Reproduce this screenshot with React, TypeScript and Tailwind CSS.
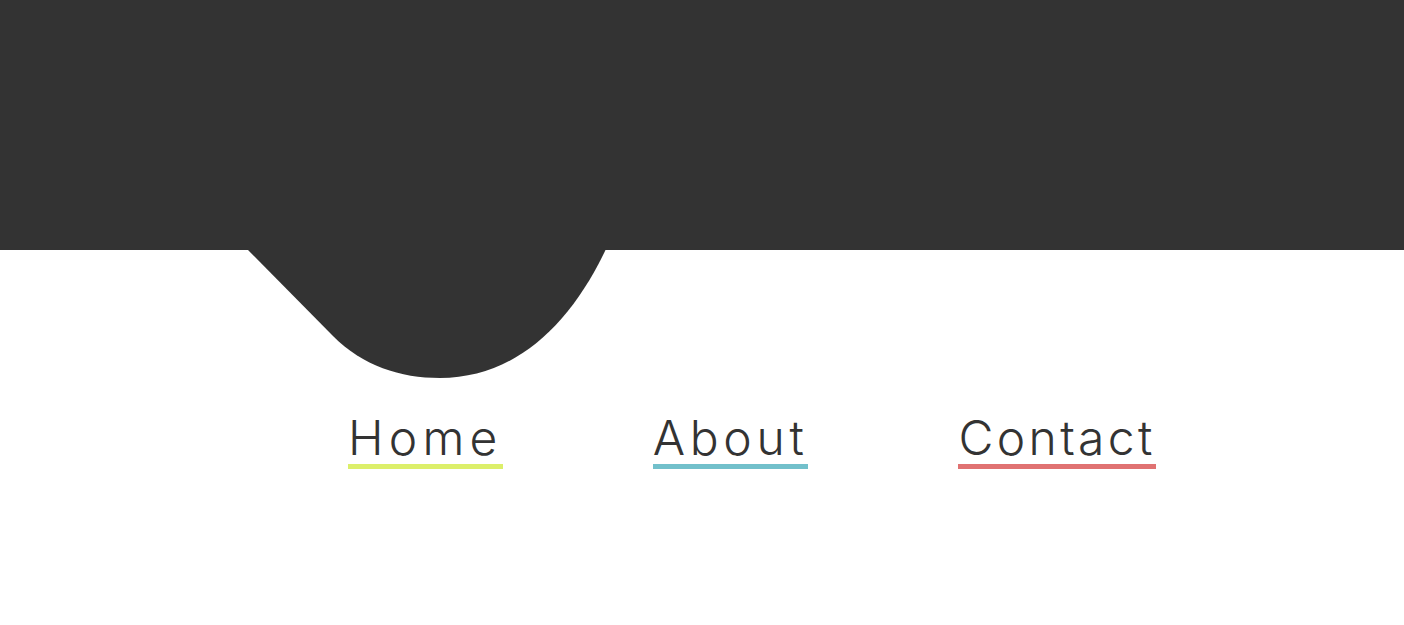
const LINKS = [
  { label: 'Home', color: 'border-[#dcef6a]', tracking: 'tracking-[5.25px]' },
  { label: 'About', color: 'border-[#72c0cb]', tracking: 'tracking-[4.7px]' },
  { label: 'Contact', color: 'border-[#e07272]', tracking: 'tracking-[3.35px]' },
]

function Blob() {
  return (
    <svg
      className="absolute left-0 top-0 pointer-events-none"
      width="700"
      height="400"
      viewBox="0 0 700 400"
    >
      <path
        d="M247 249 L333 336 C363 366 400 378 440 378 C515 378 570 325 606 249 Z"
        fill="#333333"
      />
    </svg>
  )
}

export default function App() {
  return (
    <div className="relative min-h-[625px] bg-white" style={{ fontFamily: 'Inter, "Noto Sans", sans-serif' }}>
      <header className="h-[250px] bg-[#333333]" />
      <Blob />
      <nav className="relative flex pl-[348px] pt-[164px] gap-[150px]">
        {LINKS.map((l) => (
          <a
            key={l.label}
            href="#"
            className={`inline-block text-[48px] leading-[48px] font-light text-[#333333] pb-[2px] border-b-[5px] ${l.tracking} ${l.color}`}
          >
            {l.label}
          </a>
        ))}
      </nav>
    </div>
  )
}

▶ Directions for this task:
Write out the full listing verbatim, excluding its pictures.

▶ Solution:
Reproduce this screenshot with React, TypeScript and Tailwind CSS.
const LINKS = [
  { label: 'Home', color: 'border-[#dcef6a]', tracking: 'tracking-[5.25px]' },
  { label: 'About', color: 'border-[#72c0cb]', tracking: 'tracking-[4.7px]' },
  { label: 'Contact', color: 'border-[#e07272]', tracking: 'tracking-[3.35px]' },
]

function Blob() {
  return (
    <svg
      className="absolute left-0 top-0 pointer-events-none"
      width="700"
      height="400"
      viewBox="0 0 700 400"
    >
      <path
        d="M247 249 L333 336 C363 366 400 378 440 378 C515 378 570 325 606 249 Z"
        fill="#333333"
      />
    </svg>
  )
}

export default function App() {
  return (
    <div className="relative min-h-[625px] bg-white" style={{ fontFamily: 'Inter, "Noto Sans", sans-serif' }}>
      <header className="h-[250px] bg-[#333333]" />
      <Blob />
      <nav className="relative flex pl-[348px] pt-[164px] gap-[150px]">
        {LINKS.map((l) => (
          <a
            key={l.label}
            href="#"
            className={`inline-block text-[48px] leading-[48px] font-light text-[#333333] pb-[2px] border-b-[5px] ${l.tracking} ${l.color}`}
          >
            {l.label}
          </a>
        ))}
      </nav>
    </div>
  )
}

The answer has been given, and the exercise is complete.